Страницкий. И вот Я лежу, безногий, в канаве, заросшей травой и цветами, полной жуков и кузнечиков. Плохо твое дело, Страницкий, а ведь все это чистейшее недоразумение. И придется же побледнеть полицейским, когда они узнают, как обращались с будущим министром. Лица их будут белы, как маргаритки, среди которых я лежу, потому что, клянусь, я буду именно министром полиции. Министром полиции — мои реформы еще удивят мир! Министр полиции! Вот только бы унялась кровь из носа, проклятая кровь из носа, даже бабочка, подлетевшая к моему лицу, стала красной!
Голос (издали). Покупайте значки Меве! Значки Меве!
Диктор. Но после того как обоих привели в полицейский участок и допросили, правда ничего не уяснив из их ответов, так что в конце концов их отпустили, еще и накормив при этом наваристым супом с краюхой хлеба, — после всего этого свершилось великое чудо. Й. Т. Вайтблейк, журналист, а в прошлом поэт, проникся сочувствием к этой паре. В тот самый день после полудня Доннер, главный редактор «Эпохи» — кто не читает эту газету! — рявкнул на Вайтблейка таким громовым голосом, который — просим простить намек (СНОСКА Непереводимая игра слов: доннер — гром (нем)), но он напрашивается сам собой — мы должны при всем нашем уважении назвать несколько слишком сильным.
Главный редактор Доннер. Мне нужна сенсация, сенсация во что бы то ни стало, или мы можем закрыть лавочку и торговать подтяжками! Что-нибудь осязаемое, что-нибудь, что могло бы заставить дражайшую публику реветь и скрежетать зубами. Черт побери, это треклятое газетное дело! К чему нам такой великолепный прокаженный Национальный герой, как не затем, чтобы люди думали о нем, а не забивали себе головы стачками, коммунизмом и подобной никому не нужной чепухой. Будь вы и десять раз Гёте, мой милый, все равно вы заслужили, чтобы вас окунули в чан с черной типографской краской. Иллюстрированный журнал первым поместил снимок прокаженного пальца, нам же остается только повторять его, когда уже ни одна собака не интересуется костями. «Цайт» опубликовал первое интервью, первое — а нам что, его перепечатывать? А вот «Вохе» выступает с серией статей «Я стражду» — автор сам Меве. Тираж четыре миллиона. Нет-нет, нам пора в архив, я теперь тоже начну писать стихи. А вы, Вайтблейк, что же вы принесли и осмеливаетесь класть мне на стол? Болезнь Вальдура фон Меве и ее значение для современной духовной жизни. Вон!

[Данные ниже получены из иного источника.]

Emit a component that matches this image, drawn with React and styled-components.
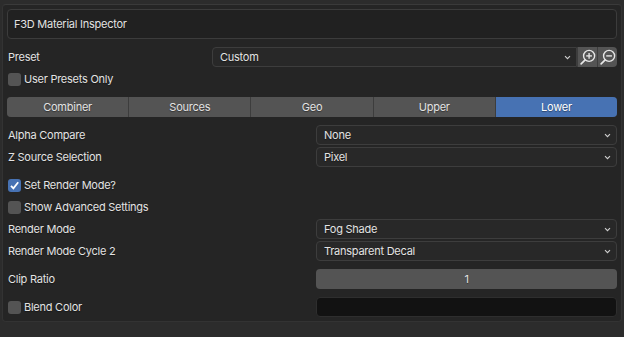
import styled, { createGlobalStyle } from 'styled-components';

const GlobalStyle = createGlobalStyle`
    html, body {
        margin: 0;
        padding: 0;
        background: #2c2c2c;
    }
    body {
        font-family: Inter, "DejaVu Sans", sans-serif;
        font-size: 11px;
        letter-spacing: -0.25px;
        color: #e3e3e3;
        text-shadow: 0 1px 1px rgba(0, 0, 0, 0.4);
    }
`;

const Panel = styled.div`
    margin: 4px 2px 0;
    padding: 4px 4px 4px;
    background: #252525;
    border: 1px solid #333;
    border-top-color: #3a3a3a;
    border-radius: 4px;
    display: flex;
    flex-direction: column;
`;

const Header = styled.div`
    height: 28px;
    display: flex;
    align-items: center;
    padding: 0 6px;
    background: #212121;
    border: 1px solid #3c3c3c;
    border-radius: 4px;
`;

const Row = styled.div`
    display: flex;
    align-items: center;
    height: 20px;
    margin-top: ${(p) => p.$mt}px;
`;

const Label = styled.div`
    flex: 1;
    padding-left: 1px;
    white-space: nowrap;
`;

const Field = styled.div`
    width: ${(p) => p.$w}px;
    height: 100%;
    display: flex;
    align-items: stretch;
`;

const Dropdown = styled.div`
    flex: 1;
    box-sizing: border-box;
    display: flex;
    align-items: center;
    justify-content: space-between;
    padding: 0 5px 0 7px;
    background: #282828;
    border: 1px solid #3d3d3d;
    border-radius: ${(p) => (p.$joined ? '4px 0 0 4px' : '4px')};
`;

const IconButton = styled.div`
    width: 20px;
    display: flex;
    align-items: center;
    justify-content: center;
    background: #545454;
    border-left: 1px solid #3d3d3d;
    border-radius: ${(p) => (p.$last ? '0 4px 4px 0' : '0')};
    box-sizing: border-box;
`;

const Check = styled.label`
    display: flex;
    align-items: center;
    gap: 3px;
`;

const Box = styled.span`
    width: 13px;
    height: 13px;
    border-radius: 3px;
    background: ${(p) => (p.$on ? '#4772b3' : '#545454')};
    display: flex;
    align-items: center;
    justify-content: center;
`;

const Tabs = styled.div`
    display: flex;
    height: 20px;
    margin-top: 8px;
    border-radius: 4px;
    overflow: hidden;
    background: #3d3d3d;
    gap: 1px;
`;

const Tab = styled.div`
    flex: 1;
    display: flex;
    align-items: center;
    justify-content: center;
    background: ${(p) => (p.$active ? '#4772b3' : '#545454')};
    color: ${(p) => (p.$active ? '#ffffff' : '#e3e3e3')};
`;

const Slider = styled.div`
    flex: 1;
    display: flex;
    align-items: center;
    justify-content: center;
    background: #545454;
    border-radius: 4px;
`;

const Swatch = styled.div`
    flex: 1;
    background: #121212;
    border: 1px solid #2e2e2e;
    border-radius: 4px;
`;

function Chevron() {
    return (
        <svg width="7" height="5" viewBox="0 0 7 5">
            <path d="M1 1.2 L3.5 3.7 L6 1.2" fill="none" stroke="#d0d0d0" strokeWidth="1.1" />
        </svg>
    );
}

function Zoom({ minus }) {
    return (
        <svg width="17" height="17" viewBox="0 0 16 16">
            <circle cx="9.5" cy="6.5" r="5.2" fill="none" stroke="#e6e6e6" strokeWidth="1.3" />
            <path d="M5.8 10.2 L2 14" stroke="#e6e6e6" strokeWidth="1.6" strokeLinecap="round" />
            <path d="M6.8 6.5 H12.2" stroke="#e6e6e6" strokeWidth="1.3" />
            {!minus && <path d="M9.5 3.8 V9.2" stroke="#e6e6e6" strokeWidth="1.3" />}
        </svg>
    );
}

function Tick() {
    return (
        <svg width="11" height="11" viewBox="0 0 11 11">
            <path d="M2 5.8 L4.4 8.3 L9.2 2.2" fill="none" stroke="#fff" strokeWidth="1.8" />
        </svg>
    );
}

function Select({ label, value, mt }) {
    return (
        <Row $mt={mt}>
            <Label>{label}</Label>
            <Field $w={301}>
                <Dropdown>
                    <span>{value}</span>
                    <Chevron />
                </Dropdown>
            </Field>
        </Row>
    );
}

function Toggle({ label, on, mt, children }) {
    return (
        <Row $mt={mt}>
            <Label>
                <Check>
                    <Box $on={on}>{on && <Tick />}</Box>
                    {label}
                </Check>
            </Label>
            {children}
        </Row>
    );
}

const tabs = ['Combiner', 'Sources', 'Geo', 'Upper', 'Lower'];

export default function App() {
    return (
        <>
            <GlobalStyle />
            <Panel>
                <Header>F3D Material Inspector</Header>
                <Row $mt={8}>
                    <Label>Preset</Label>
                    <Field $w={405}>
                        <Dropdown $joined>
                            <span>Custom</span>
                            <Chevron />
                        </Dropdown>
                        <IconButton><Zoom /></IconButton>
                        <IconButton $last><Zoom minus /></IconButton>
                    </Field>
                </Row>
                <Toggle label="User Presets Only" mt={2} />
                <Tabs>
                    {tabs.map((t) => (
                        <Tab key={t} $active={t === 'Lower'}>{t}</Tab>
                    ))}
                </Tabs>
                <Select label="Alpha Compare" value="None" mt={8} />
                <Select label="Z Source Selection" value="Pixel" mt={2} />
                <Toggle label="Set Render Mode?" on mt={8} />
                <Toggle label="Show Advanced Settings" mt={2} />
                <Select label="Render Mode" value="Fog Shade" mt={2} />
                <Select label="Render Mode Cycle 2" value="Transparent Decal" mt={2} />
                <Row $mt={8}>
                    <Label>Clip Ratio</Label>
                    <Field $w={301}>
                        <Slider>1</Slider>
                    </Field>
                </Row>
                <Toggle label="Blend Color" mt={8}>
                    <Field $w={301}>
                        <Swatch />
                    </Field>
                </Toggle>
            </Panel>
        </>
    );
}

Диктор. Такой была речь Доннера, главного редактора «Эпохи». Вы смогли убедиться сами — как это было впечатляюще! Смертельно бледный Вайтблейк бросился прочь из редакции. Внутренне он уже был готов к увольнению, уже собирался разорвать помолвку с Молли Уолли — вы ведь знаете эту прелестную субретку, выступавшую на подмостках многих городов, — как вдруг натолкнулся во время своего ежедневного посещения полицейских участков на историю обоих инвалидов, этот запутанный сюжетик, разыгравшийся в саду Вифлеемской клиники, и случилось то самое чудо, о котором мы упоминали: Й. П. Вайтблейка осенила идея. Сам главный редактор Доннербыл очарован, когда услышал о ней.